Dr. Mitchell delivered the prestigious Stephen M. McLaughlin Memorial Lecture and explained that one invention or solution to a problem often results in another innovation. Mitchell told the crowd of about 1,000 that the first printing press resulted in the need for glasses and sonography’s roots can be traced to the first sonar devices in ships. 

“If others can act and actualize their ideas, find ways to use or add to existing technology, so can we,” Mitchel said. 

Throughout her career, Mitchell has used research to help sonography advance and take advantage of new technology. A clinical sonographer-turned-instructor, she is an assistant professor at the University of Wisconsin – Madison in the Department of Medicine, Section of Cardiovascular Medicine. Dr. Mitchell is currently in a research position focusing on gray scale analysis.

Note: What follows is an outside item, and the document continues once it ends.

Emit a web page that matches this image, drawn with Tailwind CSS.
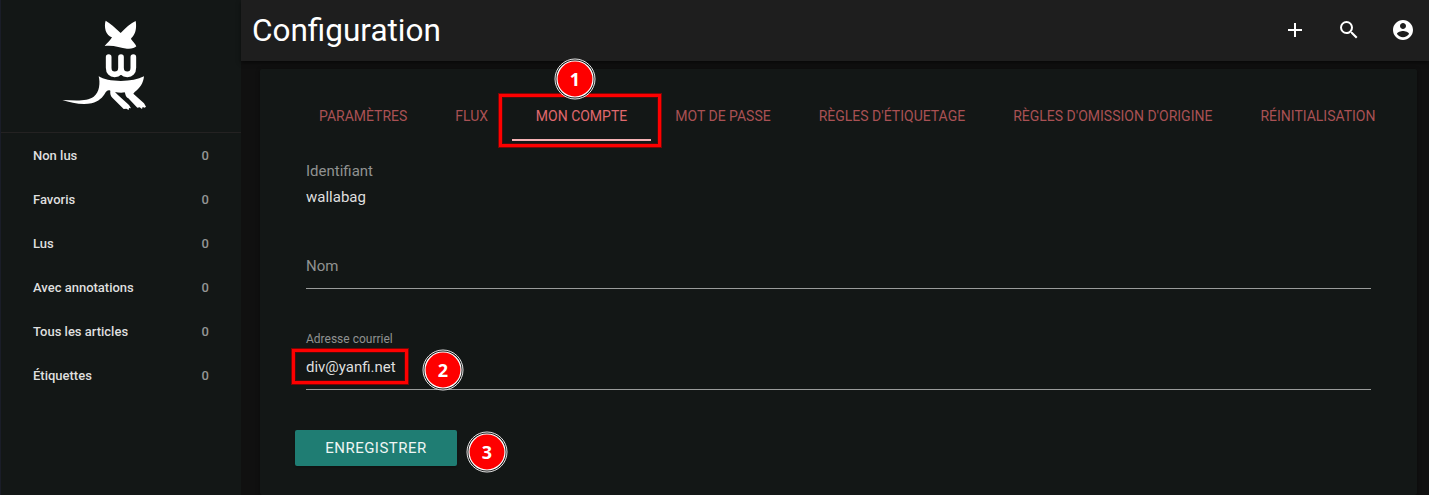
<!DOCTYPE html>
<html lang="fr">
<head>
<meta charset="utf-8">
<title>Configuration</title>
<script src="https://cdn.jsdelivr.net/npm/@tailwindcss/browser@4"></script>
</head>
<body class="relative flex h-[495px] w-[1429px] overflow-hidden bg-[#101010] font-['Roboto',sans-serif] text-[#dfdfdf]">
<aside class="h-full w-[241px] shrink-0 border-l border-[#1a1d28] bg-[#131716]">
  <div class="h-[133px] border-b border-[#242222] pt-[10px] pl-[49px]">
    <svg class="size-[110px]" viewBox="0 0 330 330" fill="#fff">
      <path d="M167 32C180 39 195 53 212 69C227 53 243 39 257 33C260 49 258 67 250 77C246 82 243 85 243 87C249 95 256 101 259 109C254 115 243 117 231 116C211 113 188 104 164 108C171 99 181 92 186 82C178 80 170 72 167 62C164 51 164 40 167 32Z"/>
      <path d="M176 141V173C176 186 183 193 194 193C206 193 213 186 213 173V141M213 173C213 186 220 193 232 193C243 193 250 186 250 173V141" fill="none" stroke="#fff" stroke-width="17" stroke-linecap="round" stroke-linejoin="round"/>
      <path d="M146 199C160 208 184 213 213 213C241 213 264 208 282 199C280 219 270 235 254 246L250 251L282 280L288 290L284 293L278 291L276 297L269 292L262 293L235 265C226 261 227 253 224 247C216 249 204 248 195 246L203 254L237 285L243 295L237 294L236 300L229 296L221 297L187 263C181 257 180 250 181 242C176 239 171 241 167 247C158 263 146 275 125 280C95 285 64 279 37 270C76 271 111 275 131 260C149 247 151 218 146 199Z"/>
    </svg>
  </div>
  <nav class="pt-px text-[13px] font-medium leading-[44px]">
    <a class="flex h-11 justify-between pr-8 pl-8"><span>Non lus</span><span class="text-[#939594]">0</span></a>
    <a class="flex h-11 justify-between pr-8 pl-8"><span>Favoris</span><span class="text-[#939594]">0</span></a>
    <a class="flex h-11 justify-between pr-8 pl-8"><span>Lus</span><span class="text-[#939594]">0</span></a>
    <a class="flex h-11 justify-between pr-8 pl-8"><span>Avec annotations</span><span class="text-[#939594]">0</span></a>
    <a class="flex h-11 justify-between pr-8 pl-8"><span>Tous les articles</span><span class="text-[#939594]">0</span></a>
    <a class="flex h-11 justify-between pr-8 pl-8"><span>Étiquettes</span><span class="text-[#939594]">0</span></a>
  </nav>
</aside>
<div class="flex min-w-0 flex-1 flex-col">
  <header class="flex h-[61px] shrink-0 items-center justify-between bg-[#1e1e1e] pr-[14px] pl-[11px] text-white shadow-[0_2px_4px_rgba(0,0,0,0.5)]">
    <h1 class="text-[31.5px] leading-[61px]">Configuration</h1>
    <div class="flex gap-[30px] pb-px">
      <svg class="size-6" viewBox="0 0 24 24" fill="currentColor"><path d="M19 13h-6v6h-2v-6H5v-2h6V5h2v6h6v2z"/></svg>
      <svg class="size-6" viewBox="0 0 24 24" fill="currentColor"><path d="M15.5 14h-.79l-.28-.27A6.471 6.471 0 0 0 16 9.500 6.500 6.500 0 1 0 9.500 16c1.610 0 3.090-.59 4.230-1.570l.27.28v.79l5 4.990L20.490 19l-4.990-5zm-6 0C7.010 14 5 11.990 5 9.500S7.010 5 9.500 5 14 7.010 14 9.500 11.990 14 9.500 14z"/></svg>
      <svg class="size-6" viewBox="0 0 24 24" fill="currentColor"><path d="M12 2C6.480 2 2 6.480 2 12s4.480 10 10 10 10-4.480 10-10S17.520 2 12 2zm0 3c1.660 0 3 1.340 3 3s-1.340 3-3 3-3-1.340-3-3 1.340-3 3-3zm0 14.200c-2.500 0-4.710-1.280-6-3.220.030-1.990 4-3.080 6-3.080 1.990 0 5.970 1.090 6 3.080-1.290 1.940-3.500 3.220-6 3.220z"/></svg>
    </div>
  </header>
  <main class="mt-2 mr-3 ml-[19px] h-[440px] rounded-[2px] bg-[#131716] pr-[18px] pl-[35px] shadow-[0_1px_4px_rgba(0,0,0,0.4)]">
    <div class="flex h-[72px] pt-6 text-[14px] leading-[46px] whitespace-nowrap text-[#a95154]">
      <a class="px-6">PARAMÈTRES</a>
      <a class="px-6">FLUX</a>
      <a class="h-12 w-[139.3px] border-b-2 border-[#f6b2b5] pr-6 pl-[23.7px] text-[#e0696e]">MON COMPTE</a>
      <a class="px-6">MOT DE PASSE</a>
      <a class="px-6">RÈGLES D'ÉTIQUETAGE</a>
      <a class="px-6">RÈGLES D'OMISSION D'ORIGINE</a>
      <a class="px-6">RÉINITIALISATION</a>
    </div>
    <form class="pr-7 pl-[11px] text-[15px]">
      <div class="pt-[17px] leading-[26px]">
        <div class="text-[#909291]">Identifiant</div>
        <div>wallabag</div>
      </div>
      <div class="mt-[34px] h-[45px] border-b border-[#9a9c9b] pt-[9px] leading-[26px] text-[#909291]">Nom</div>
      <div class="mt-[41px] h-[60px] border-b border-[#9a9c9b]">
        <div class="text-[12px] leading-[18px] text-[#909291]">Adresse courriel</div>
        <div class="pt-[6px] leading-[26px]">div@yanfi.net</div>
      </div>
      <button type="button" class="mt-10 -ml-[11px] block h-9 w-[162px] rounded-[2px] bg-[#1f7d73] text-[15px] leading-9 tracking-[0.5px] text-[#eef5f4] shadow-[0_2px_2px_rgba(0,0,0,0.2)]">ENREGISTRER</button>
    </form>
  </main>
</div>
<div class="absolute top-[94px] left-[499px] h-[53px] w-[162px] border-[3px] border-[#fe0000] shadow-[0_0_0_1px_#780606,inset_0_0_0_1px_#450e0e]"></div>
<div class="absolute top-[349px] left-[292px] h-[35px] w-[116px] border-[3px] border-[#fe0000] shadow-[0_0_0_1px_#780606,inset_0_0_0_1px_#450e0e]"></div>
<svg class="absolute inset-0" width="1429" height="495" font-family="'Noto Sans',sans-serif" font-weight="700" font-size="18" text-anchor="middle">
  <g fill="#111" stroke="#e8e8e8"><circle cx="575" cy="79" r="20"/><circle cx="443" cy="370" r="20"/><circle cx="487" cy="452" r="20"/></g>
  <g fill="#fe0000" stroke="#fff" stroke-width="1.200"><circle cx="575" cy="79" r="18"/><circle cx="443" cy="370" r="18"/><circle cx="487" cy="452" r="18"/></g>
  <g fill="#fff"><text x="575" y="86">1</text><text x="443" y="377">2</text><text x="487" y="459">3</text></g>
</svg>
</body>
</html>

 Her lecture showed the contrast in images when sonography first began to today, and she pointed out that diagnostic medical sonography wasn’t recognized as a profession until 1973. Throughout this modern period for three decades leading up to 2000, the credentialing exam was introduced and the first program was accredited.

With a rotating 3D image, she punctuated the point that sonography has come a long way.

  “Sonographers can find a way to build on existing technology through research and innovation,” she said. “We went from seeing the lens of the eye to getting more detailed profiles to getting 3D and 4D images. Our next era is going to open up many more opportunities for more sonographers to be engaged in research. We’ve seen the development entry-level programming, and the emergence of more graduate programs.

Any time you see emergence of graduate programs, you see a field of study opening up its own identity.”

So how would a clinical sonography get started in research?

Dr. Mitchell offered several tips. First, you need a mentor, perhaps somebody who is already involved in research projects and might need help with imaging. That’s how she got started. Dr. Mitchell told the story of attending a social event and meeting a physician who mentioned that he did research. She offered help, and the doctor called her the next day and asked if she was serious.

“Let people know you’re interested,” Mitchell said. “When you’re given the opportunity, the most critical thing you can do is follow through. If you’re asked to have measurements done by a deadline, get them done by the deadline. When you have a grant that’s funded, there are report deadlines that you have to meet.”

Have a professional attitude and curiosity, she said. People who transition from a more clinical to a more academic setting have an intellectual curiosity. Mitchell said researchers aren’t tempted to just do the job as they were trained. When they see an interesting case, they really want to know what that was.

“Don’t let yourself get antiquated,” Mitchell said. “Don’t get comfortable. Be that person who wants to actualize an idea. Get involved in research, and you’re going to be the one who runs the research.”